18.   In his submissions, the respondent says “a couple of minor pin holes” developed while completing the repairs. He says his employee called him and he came to take a look, after which he advised his employee to seal the holes and wait a few days to ensure there were no more. The applicant does not dispute this, though he denies the respondent told him about it at the time. In any event, the respondent says there were no signs of “extensive unrepairable damage throughout the roof”. In his July 7, 2021 text message to the applicant, he noted there was a lot of tar on the roof that would require scraping before the reseal could be done. As for the staining, the respondent says there had been previous water leaks so there was bound to be staining. The applicant does not dispute this, and I accept it is the case.

19.   When a party alleges deficient work, they must prove the work was below a reasonably competent (but not perfect) standard (see Absolute Industries Ltd. v. Harris, 2014 BCSC 287, at paragraph 61). Generally, expert evidence is required when a party alleges a professional’s work fell below a reasonably competent standard because an ordinary person does not know the standards of a particular profession or industry (see Bergen v. Guliker, 2015 BCCA 283). The exceptions to this general rule are when the work is obviously substandard, or the deficiency relates to something non-technical (see Schellenberg v. Wawanesa Mutual Insurance Company, 2019 BCSC 196, at paragraph 112).

20.   Here, I find the applicant required expert evidence to prove the respondent breached the applicable standard of care. This is because I find there is nothing obviously unreasonable about the way the respondent assessed the trailer, namely by inspecting it from both the outside and the inside. The text message and invoice evidence show the respondent reported on the roof’s weakened condition due to its age, as well as the tar covering it. The applicant provided no evidence that the applicable standard of care required the respondent to conduct moisture and leak tests as the applicant alleges. In these circumstances, I dismiss the applicant’s claim that the respondent’s trailer inspection was negligent.
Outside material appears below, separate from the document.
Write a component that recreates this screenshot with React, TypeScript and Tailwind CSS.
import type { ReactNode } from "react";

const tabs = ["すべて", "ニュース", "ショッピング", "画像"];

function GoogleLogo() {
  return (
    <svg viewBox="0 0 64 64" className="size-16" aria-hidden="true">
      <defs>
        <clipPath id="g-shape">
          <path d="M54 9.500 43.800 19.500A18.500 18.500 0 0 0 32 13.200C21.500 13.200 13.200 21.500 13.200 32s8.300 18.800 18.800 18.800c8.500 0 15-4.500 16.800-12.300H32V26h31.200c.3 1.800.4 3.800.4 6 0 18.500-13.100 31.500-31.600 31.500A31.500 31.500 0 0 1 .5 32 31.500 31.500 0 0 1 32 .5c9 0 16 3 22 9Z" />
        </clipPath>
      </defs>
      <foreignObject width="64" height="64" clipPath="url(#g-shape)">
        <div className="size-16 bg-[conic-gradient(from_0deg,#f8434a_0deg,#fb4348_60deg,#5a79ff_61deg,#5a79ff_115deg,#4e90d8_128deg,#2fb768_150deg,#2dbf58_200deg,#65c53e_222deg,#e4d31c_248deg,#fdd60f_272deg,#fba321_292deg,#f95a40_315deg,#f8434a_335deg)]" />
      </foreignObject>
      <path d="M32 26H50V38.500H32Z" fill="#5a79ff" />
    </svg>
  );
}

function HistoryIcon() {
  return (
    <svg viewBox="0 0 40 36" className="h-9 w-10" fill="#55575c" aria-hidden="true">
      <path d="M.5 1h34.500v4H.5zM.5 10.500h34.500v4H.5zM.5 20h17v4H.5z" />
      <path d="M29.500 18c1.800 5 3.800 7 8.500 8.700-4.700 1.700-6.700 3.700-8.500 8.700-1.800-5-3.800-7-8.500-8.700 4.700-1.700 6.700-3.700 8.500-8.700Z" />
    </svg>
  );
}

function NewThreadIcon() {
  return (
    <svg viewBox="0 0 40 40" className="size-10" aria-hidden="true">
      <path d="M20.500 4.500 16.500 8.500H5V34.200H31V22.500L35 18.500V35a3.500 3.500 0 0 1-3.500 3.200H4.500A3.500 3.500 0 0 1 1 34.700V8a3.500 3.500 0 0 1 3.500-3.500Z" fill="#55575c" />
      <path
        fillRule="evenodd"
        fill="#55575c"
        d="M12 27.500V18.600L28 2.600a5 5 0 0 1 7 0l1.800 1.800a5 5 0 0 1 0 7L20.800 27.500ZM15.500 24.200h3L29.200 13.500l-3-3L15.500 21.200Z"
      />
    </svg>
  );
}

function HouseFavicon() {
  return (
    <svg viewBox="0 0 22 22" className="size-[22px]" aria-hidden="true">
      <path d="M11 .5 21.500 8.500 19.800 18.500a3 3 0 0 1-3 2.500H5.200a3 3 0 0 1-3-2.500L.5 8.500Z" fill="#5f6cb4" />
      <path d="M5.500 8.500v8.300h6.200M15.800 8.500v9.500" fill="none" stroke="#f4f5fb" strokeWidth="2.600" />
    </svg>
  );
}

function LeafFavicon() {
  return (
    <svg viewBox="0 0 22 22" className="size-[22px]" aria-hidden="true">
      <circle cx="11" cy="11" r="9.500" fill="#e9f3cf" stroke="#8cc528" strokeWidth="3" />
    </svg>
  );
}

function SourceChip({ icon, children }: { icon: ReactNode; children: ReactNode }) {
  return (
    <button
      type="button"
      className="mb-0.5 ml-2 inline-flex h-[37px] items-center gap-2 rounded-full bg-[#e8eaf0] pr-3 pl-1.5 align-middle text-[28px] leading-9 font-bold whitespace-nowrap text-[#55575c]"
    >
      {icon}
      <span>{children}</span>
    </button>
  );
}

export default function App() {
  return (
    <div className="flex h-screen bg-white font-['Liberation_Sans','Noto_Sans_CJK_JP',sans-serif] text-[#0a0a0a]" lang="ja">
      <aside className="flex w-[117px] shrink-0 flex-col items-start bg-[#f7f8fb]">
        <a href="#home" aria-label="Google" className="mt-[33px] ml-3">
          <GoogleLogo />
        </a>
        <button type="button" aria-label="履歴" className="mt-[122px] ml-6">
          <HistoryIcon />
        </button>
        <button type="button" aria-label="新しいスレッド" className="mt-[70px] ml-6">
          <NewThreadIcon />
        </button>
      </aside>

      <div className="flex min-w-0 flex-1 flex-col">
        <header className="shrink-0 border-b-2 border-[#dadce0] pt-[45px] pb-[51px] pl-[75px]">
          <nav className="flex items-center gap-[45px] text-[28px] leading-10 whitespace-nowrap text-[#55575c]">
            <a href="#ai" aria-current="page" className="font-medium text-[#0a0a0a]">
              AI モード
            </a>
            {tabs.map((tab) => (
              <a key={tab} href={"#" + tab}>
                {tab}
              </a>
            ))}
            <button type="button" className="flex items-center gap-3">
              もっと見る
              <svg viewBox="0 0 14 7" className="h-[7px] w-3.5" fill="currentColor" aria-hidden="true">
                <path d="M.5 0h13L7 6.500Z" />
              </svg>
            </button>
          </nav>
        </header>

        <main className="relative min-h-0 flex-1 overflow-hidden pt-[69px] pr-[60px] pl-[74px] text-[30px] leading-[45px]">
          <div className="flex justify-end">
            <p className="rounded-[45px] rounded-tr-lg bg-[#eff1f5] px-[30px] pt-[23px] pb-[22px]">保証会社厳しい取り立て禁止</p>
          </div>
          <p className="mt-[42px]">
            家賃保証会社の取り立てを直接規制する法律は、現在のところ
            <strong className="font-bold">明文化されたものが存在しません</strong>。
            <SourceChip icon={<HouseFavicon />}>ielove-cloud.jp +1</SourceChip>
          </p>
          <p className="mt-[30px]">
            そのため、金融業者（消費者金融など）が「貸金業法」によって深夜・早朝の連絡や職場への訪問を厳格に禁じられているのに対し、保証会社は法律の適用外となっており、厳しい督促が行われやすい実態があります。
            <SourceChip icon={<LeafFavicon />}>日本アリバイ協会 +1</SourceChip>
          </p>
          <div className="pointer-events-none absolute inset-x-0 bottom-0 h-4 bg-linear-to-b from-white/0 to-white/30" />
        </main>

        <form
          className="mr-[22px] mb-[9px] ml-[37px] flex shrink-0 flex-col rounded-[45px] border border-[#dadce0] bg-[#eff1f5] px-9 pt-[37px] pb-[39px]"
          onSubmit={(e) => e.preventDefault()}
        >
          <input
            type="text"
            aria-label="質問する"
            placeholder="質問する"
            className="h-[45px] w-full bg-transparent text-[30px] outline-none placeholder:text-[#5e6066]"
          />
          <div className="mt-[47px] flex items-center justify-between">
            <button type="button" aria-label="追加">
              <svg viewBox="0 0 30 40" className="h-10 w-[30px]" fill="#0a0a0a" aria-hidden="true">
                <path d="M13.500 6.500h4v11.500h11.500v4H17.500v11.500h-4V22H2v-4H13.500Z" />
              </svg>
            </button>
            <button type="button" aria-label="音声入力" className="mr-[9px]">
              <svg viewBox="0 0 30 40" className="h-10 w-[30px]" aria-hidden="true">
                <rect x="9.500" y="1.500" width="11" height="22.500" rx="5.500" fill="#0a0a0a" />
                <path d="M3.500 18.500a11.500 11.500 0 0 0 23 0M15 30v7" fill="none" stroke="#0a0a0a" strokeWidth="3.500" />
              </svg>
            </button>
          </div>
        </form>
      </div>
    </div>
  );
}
21.   Based on the above, I also find there is no evidence the respondent’s inspection breached the parties’ agreement, to the extent the applicant argues it did.

Roof repair work

22.   I turn to the applicant’s allegation that the roof repair work was deficient.
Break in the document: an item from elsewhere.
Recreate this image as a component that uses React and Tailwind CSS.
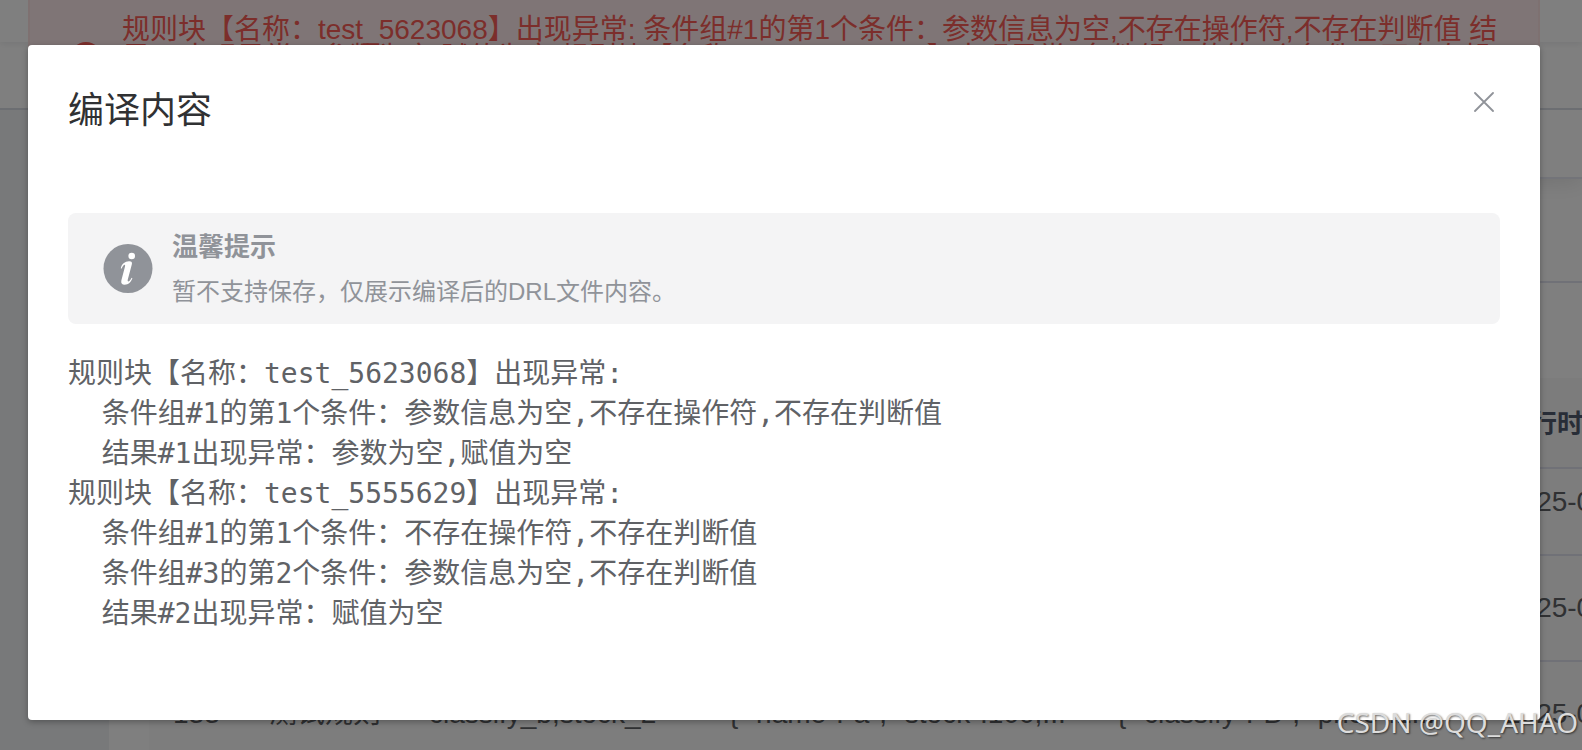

23.   In his submissions, the applicant says the respondent finished working on the trailer on May 11, 2021. I find this is a typographical error that should read “May 11, 2022” because it is undisputed the applicant did not initially contact the respondent until June 2021. However, text message evidence between the parties shows the respondent appears to have finished repairs to the trailer around mid-October 2021. The paid invoice for the repair work is dated November 5, 2021. So, I find the respondent likely finished the repair work in October or early November 2021.

24.   The applicant says he went to pick up the trailer in the Okanagan on May 15, 2022, and took it back to his home on May 17, 2022. He says while he was inspecting the interior, he noticed the trailer’s roof sagging and when he pushed on a newly replaced ceiling panel water came “gushing out of the roof fasteners.” The applicant says he then pulled apart the rest of the ceiling repair work and was “drenched” by the water trapped in the panels and improper insulation. He describes taking a moisture meter and testing the trailer, to find 80% to 100% moisture throughout the trailer. The applicant alleges the amount of water and the extent of the leaking proves the respondent’s roof repairs were deficient.

25.   The applicant provided pictures from May, June and July 2022 of moisture readings he says he took inside the trailer after picking it up and completing his internal inspection. He also provided pictures of cracks in the roof sealant, water dripping from the ceiling panels inside the trailer, the trailer’s inside after he had pulled down the ceiling panels, and holes in the trailer’s roof. I infer the applicant’s position is that the photos are evidence that the respondent’s roof repair work was obviously substandard.

26.   While I accept the pictures in evidence show damage to the trailer, I find they do not clearly show the respondent’s roof repairs were deficient and caused the damage. I find the more than 6 months between when the respondent completed the repairs and when the applicant picked up and inspected the trailer introduce the possibility that other events during that time may have caused the trailer’s undisputedly aged roof to fail and the water damage to occur.

27.   In submissions, the respondent suggests weight placed on the roof while cleaning it could have caused damage. I note the applicant says he hired cleaners to clean the trailer on May 16, 2022 before moving it to his home, and that based on the amount of water in the ceiling, the roof must have been leaking prior to the cleaners’ visit. I accept the applicant’s undisputed assertion about when the cleaning happened.

28.   However, the respondent also points to the 2021 atmospheric river that began around November 2021 as a potential cause of the damage. The applicant does not explicitly deny this and says the trailer remained in the Okanagan until he picked it up in May 2022. There are no pictures in evidence of the trailer’s roof repair before May 2022, including before the 2021 atmospheric river.

29.   In these circumstances, I find the pictures in evidence do not prove the respondent’s repair work was obviously substandard. So, I find the applicant required expert evidence to prove the respondent’s repairs fell below a reasonably competent standard for trailer roof repairs, as the standard for these sorts of repairs are not within the scope of an ordinary person’s knowledge. As the applicant did not provide any expert evidence, I find the allegation of deficient repair work unproven. Again, I also find the applicant has not proven the respondent breached the parties’ agreement for the roof repair work. I dismiss the applicant’s claim.

30.   Under section 49 of the CRTA and CRT rules, the CRT will generally order an unsuccessful party to reimburse a successful party for CRT fees and reasonable dispute-related expenses. The respondent was successful but did not pay CRT fees, and neither party claims dispute-related expenses. As the applicant was unsuccessful, I dismiss his claim for CRT fees.

ORDER

31.   I dismiss the applicant’s claims and this dispute.